Being the youngest, I remember only the part where my teenaged sisters would complain bitterly that I didn't have to do as many heavy-labor chores as they did. The fact that I had just turned five -- as I had at the earliest memory I have of this bitter complaining -- cut no onions with them.

It caused my father to tear his hair out, because of the wide separation in our ages and personalities. "Life isn't fair" became his parenting mantra. And yet, in hindsight, he says he regrets being *too* fair -- as his children were demanding -- instead of parenting differently as our personalities and circumstances seemed to warrant.

Wolf DeVoon says:

Sunni said: "Life isn't fair; it is random and capricious and opportunistic..."

Correct and essential, basic. Ought to be carved in gold on every schoolhouse. I very much appreciate your writing (and Jorge's) on rational parenting.

Laura says:

Tagging onto the concept that "Life isn't fair; it is random and capricious and opportunistic..."

I also feel a common (unfortunate) theme among parents is that of seriously overprotecting and over delivering- basically trying to make childhood risk free. As a mom, I can understand the sheer fear associated with the possibility that something bad could happen to your kid - still I steel myself and let my kid "go for it." At his young age (under 2), this means letting him climb away(spotted but not held), allowing bumps and bruises (as Sunni said about the cold, we don't allow him to get into an overly dangerous spot of course), not helping all the time no matter how cute he is when he says "hep? hep?", and letting him throw what we call a "fit" when he's genuinely sad or frustrated about something without always rushing in to "fix it." I am rewarded with his obvious pride, even at such a young age, you could not mistake the huge beam grinning out from under that egg on his forehead when he finally made it all the way down the stairs on his feet all by himself!

Later it will probably be much harder - doing things like "letting" him pursue physical activities he chooses (even if they make me feel fearful), "letting" him make difficult choices with his money and not bailing him out even if it's really a big deal, etc etc. Those are relatively benign examples, there are tougher decisions facing me, I know.

My point is this - life is not a zero risk proposition, far from it, and I'm not sure when it became good parenting to so woefully underprepare our kids for reality. In an overzealous attempt to protect our kids, so many parents have limited the palette of experiences for them, robbed them of chances to make choices and build confidence, taken away key learning oppy's, and I also think with teens in particular, virtually destroyed any chance of having meaningful coming of age moments that can really only bloom when something has been risked, perhaps lost and then celebrated or mourned.

Sunni says:

Hi Daniel! I grok your father's predicament to some degree, as issues of "fairness" continue to rise in our household. Despite that, I stubbornly refuse to engage anyone on the issue, other than to repeat that mantra. Please pass along my warmest regards to your father at your earliest convenience.

Wolf, thank you for your encouraging words.
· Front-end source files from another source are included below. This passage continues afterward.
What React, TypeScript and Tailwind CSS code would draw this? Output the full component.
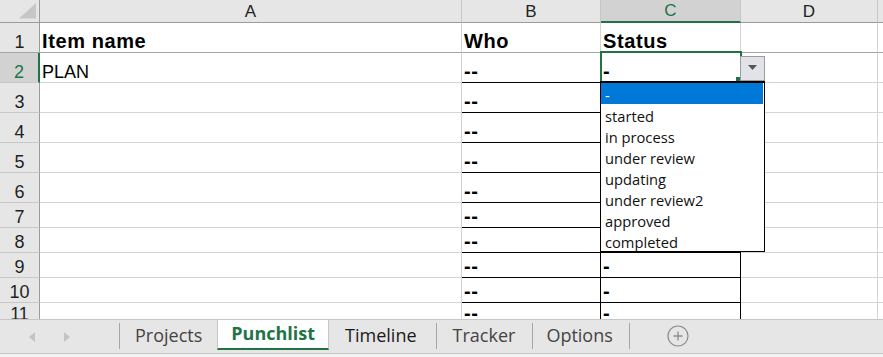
import React from 'react';

const items = ['-', 'started', 'in process', 'under review', 'updating', 'under review2', 'approved', 'completed'];

function Sep() {
  return <div className="w-px shrink-0 bg-[#a6a6a6] mt-[3px] mb-[4px]" />;
}

export default function App() {
  const rows = [1, 2, 3, 4, 5, 6, 7, 8, 9, 10, 11];
  return (
    <div className="w-[883px] h-[357px] overflow-hidden bg-white flex flex-col">
      <div className="h-[319px] shrink-0 overflow-hidden font-['Liberation_Sans',Arial,sans-serif] text-black">
        <div className="grid grid-cols-[40px_422px_139px_140px_137px_6px] grid-rows-[23px_30px_30px_30px_30px_30px_30px_25px_25px_25px_25px]">
          {/* column header row */}
          <div className="relative bg-[#e6e6e6] border-r border-b border-r-[#9b9b9b] border-b-[#9b9b9b]">
            <svg className="absolute left-[19px] top-[3px]" width="17" height="16" viewBox="0 0 17 16">
              <polygon points="0,15.5 17,15.5 17,0" fill="#c6c6c6" />
            </svg>
          </div>
          <div className="bg-[#e6e6e6] border-r border-b border-r-[#c6c6c6] border-b-[#9b9b9b] flex items-center justify-center text-[17px] leading-none text-[#222]">A</div>
          <div className="bg-[#e6e6e6] border-r border-b border-r-[#c6c6c6] border-b-[#9b9b9b] flex items-center justify-center text-[17px] leading-none text-[#222]">B</div>
          <div className="bg-[#d2d2d2] border-r border-b-2 border-r-[#c6c6c6] border-b-[#217346] flex items-center justify-center text-[17px] leading-none text-[#217346]">C</div>
          <div className="bg-[#e6e6e6] border-r border-b border-r-[#c6c6c6] border-b-[#9b9b9b] flex items-center justify-center text-[17px] leading-none text-[#222]">D</div>
          <div className="bg-[#e6e6e6] border-b border-b-[#9b9b9b]" />

          {rows.map((r) => {
            const head = r === 1;
            const sel = r === 2;
            const gridB = head ? 'border-b-[#a6a6a6]' : 'border-b-[#d4d4d4]';
            const black = r >= 2;
            return (
              <React.Fragment key={r}>
                <div
                  className={`flex items-end justify-center pb-[1px] border-b text-[18px] leading-none ${
                    sel
                      ? 'bg-[#d2d2d2] text-[#217346] border-r-2 border-r-[#217346]'
                      : 'bg-[#e6e6e6] text-[#1f1f1f] border-r border-r-[#9b9b9b]'
                  } ${head ? 'border-b-[#a6a6a6]' : 'border-b-[#c8c8c8]'}`}
                >
                  {r}
                </div>
                <div
                  className={`flex items-end pl-[2px] pb-[1px] border-r border-b border-r-[#d4d4d4] ${gridB} leading-none whitespace-nowrap ${
                    head ? 'text-[20px] font-bold tracking-[0.6px]' : 'text-[18px]'
                  }`}
                >
                  {head ? 'Item name' : sel ? 'PLAN' : ''}
                </div>
                <div
                  className={`flex items-end pl-[2px] pb-[1px] border-r border-b leading-none text-[20px] font-bold tracking-[0.6px] whitespace-nowrap ${
                    black ? 'border-r-black border-b-black' : `border-r-[#d4d4d4] ${gridB}`
                  }`}
                >
                  {head ? 'Who' : '--'}
                </div>
                <div
                  className={`relative flex items-end pl-[2px] pb-[1px] border-r border-b leading-none text-[20px] font-bold tracking-[0.6px] whitespace-nowrap ${
                    black ? 'border-r-black border-b-black' : `border-r-[#d4d4d4] ${gridB}`
                  }`}
                >
                  {head ? 'Status' : '-'}
                  {sel && (
                    <>
                      <div className="absolute left-[-1px] top-[-2px] w-[142px] h-[30px] border-2 border-b-0 border-[#217346] z-10 pointer-events-none" />
                      <div className="absolute left-[135px] top-[24px] w-[6px] h-[6px] bg-[#217346] z-10" />
                      <div className="absolute left-[139px] top-[3px] w-[25px] h-[25px] z-20 bg-[#e2e3e8] border border-[#9d9d9d] flex items-center justify-center">
                        <svg width="9" height="5" viewBox="0 0 9 5" className="mt-[-2px]">
                          <polygon points="0,0 9,0 4.5,5" fill="#555" />
                        </svg>
                      </div>
                      <div className="absolute left-[-1px] top-[28px] z-20 w-[165px] bg-white border border-t-2 border-black font-['Open_Sans',sans-serif] text-[14.7px] leading-none font-normal tracking-normal text-[#111]">
                        {items.map((it, i) => (
                          <div
                            key={i}
                            className={`h-[21px] flex items-center pl-[4px] pt-[3px] mr-[1px] ${
                              i === 0 ? 'bg-[#0078d7] text-white' : ''
                            }`}
                          >
                            {it}
                          </div>
                        ))}
                      </div>
                    </>
                  )}
                </div>
                <div className={`border-r border-b border-r-[#d4d4d4] ${gridB}`} />
                <div className={`border-b ${gridB}`} />
              </React.Fragment>
            );
          })}
        </div>
      </div>

      {/* sheet tabs */}
      <div className="h-[35px] shrink-0 flex bg-[#e6e6e6] border-y border-y-[#c6c6c6] font-['Open_Sans',sans-serif] text-[18px] leading-none">
        <div className="w-[119px] shrink-0 flex items-center pl-[29px] gap-[29px]">
          <svg width="6" height="10" viewBox="0 0 6 10">
            <polygon points="6,0 6,10 0,5" fill="#c4c4c4" />
          </svg>
          <svg width="6" height="10" viewBox="0 0 6 10">
            <polygon points="0,0 0,10 6,5" fill="#c4c4c4" />
          </svg>
        </div>
        <Sep />
        <div className="pl-[15px] pr-[15px] flex items-center pb-[4px] text-[#444]">Projects</div>
        <div className="px-[13px] flex items-center pb-[2px] mb-[3px] bg-white border-x border-x-[#c6c6c6] border-b-2 border-b-[#217346] font-bold text-[#217346]">
          Punchlist
        </div>
        <div className="pl-[16px] pr-[19px] flex items-center pb-[4px] text-[#1a1a1a]">Timeline</div>
        <Sep />
        <div className="pl-[16px] pr-[17px] flex items-center pb-[4px] text-[#444]">Tracker</div>
        <Sep />
        <div className="pl-[13px] pr-[16px] flex items-center pb-[4px] text-[#444]">Options</div>
        <Sep />
        <div className="ml-[37px] flex items-center pb-[1px]">
          <svg width="22" height="22" viewBox="0 0 22 22">
            <circle cx="11" cy="11" r="10" fill="none" stroke="#8a8a8a" strokeWidth="1.2" />
            <path d="M11 6.5 V15.5 M6.5 11 H15.5" stroke="#8a8a8a" strokeWidth="1.3" />
          </svg>
        </div>
      </div>
      <div className="h-[4px] shrink-0 bg-[#f3f3f3]" />
    </div>
  );
}
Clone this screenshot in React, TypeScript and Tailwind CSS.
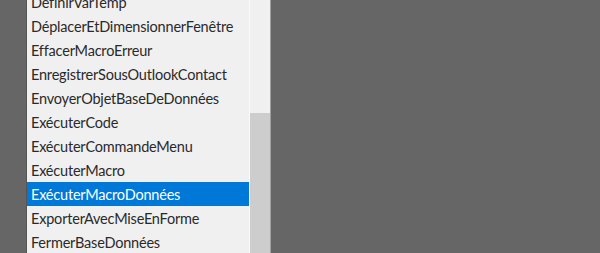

Laura, you've definitely pegged another difference between my and other parents' styles: overprotecting one's children. It is a difficult challenge as they grow, but in all honesty, the greatest challenge I see is trying to find a workable path between what my children are capable of doing, and want to do, and what the busybodies around would be horrified to see them doing. In some areas, simply playing outside by themselves without obvious adult supervision is apparently unacceptable. But how else are they going to learn self-sufficiency if they don't experience situations without some sort of guardian waiting to intervene on the smallest pretext?

Laura says:

Thanks to everyone who's commented so far on my question. I've gotten a lot of good ideas and food for thought.